Jimenez Saravia completed a family reunification application on J.E.C.M.'s behalf. Although J.E.C.M.'s case manager prepared an ORR Release Notification indicating ORR had determined that J.E.C.M. should be released to Jimenez Saravia's custody, before J.E.C.M. could be released, he was involved in a physical altercation with an ORR staff member. Compl. ¶¶ 95-97. The staff member allegedly pushed J.E.C.M. into an emergency exit door, which opened and sent J.E.C.M. "tumbl[ing] out." He fled the ORR facility, hiding in a trash can for hours until police discovered him and took him to jail. Id. ¶¶ 96-97. As a result of this incident, J.E.C.M. was classified as a "runaway" and sent to the Northern Virginia Juvenile Detention Center, a high-security ORR facility *569where he lived with older, "at-risk" children and "was the target of constant bullying." Id. ¶¶ 97-99.
Although J.E.C.M.'s case manager had recommended that he be released to Jimenez Saravia, ORR insisted that all adult members of Jimenez Saravia's household had to provide biographical and biometric information to be used for background checks.
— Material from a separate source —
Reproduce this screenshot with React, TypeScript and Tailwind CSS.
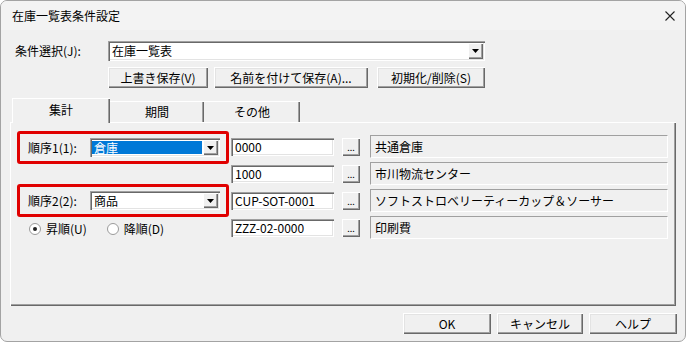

Compl. ¶ 100. Several members of the household were reluctant to do so, fearing that the information would result in immigration enforcement. Id. This delayed the processing of Jimenez Saravia's application. Id. ORR ultimately decided to waive the identification and fingerprinting requirements, and on July 26, 2018-less than a week after this action was filed-J.E.C.M. was released to Jimenez Saravia's custody. Id. ¶ 102; Memo. of Law in Opp'n to Pls.' Mot. for Class Certification Ex. A [Dkt. No. 19-1] ¶ 17. Altogether, J.E.C.M. spent approximately six months in ORR custody. Compl. ¶¶ 93, 102. He claims to have suffered anxiety and depression as a result. Id. ¶ 101.
2. R.A.I.
R.A.I. is 15 years old. Compl. ¶ 117. She was born in Honduras and from the age of five was raised by her sister, Sandra Alvarado ("Alvarado"). Id. Fleeing from violence in their community and seeking better educational opportunities, R.A.I. and Alvarado came to the United States in April 2018. Id. ¶ 118. The two were separated at the border; Alvarado, an adult, was released on her own recognizance, but R.A.I. was handed over to ORR and sent to Youth for Tomorrow, a "shelter care" facility in Virginia. See id. ¶¶ 45, 119.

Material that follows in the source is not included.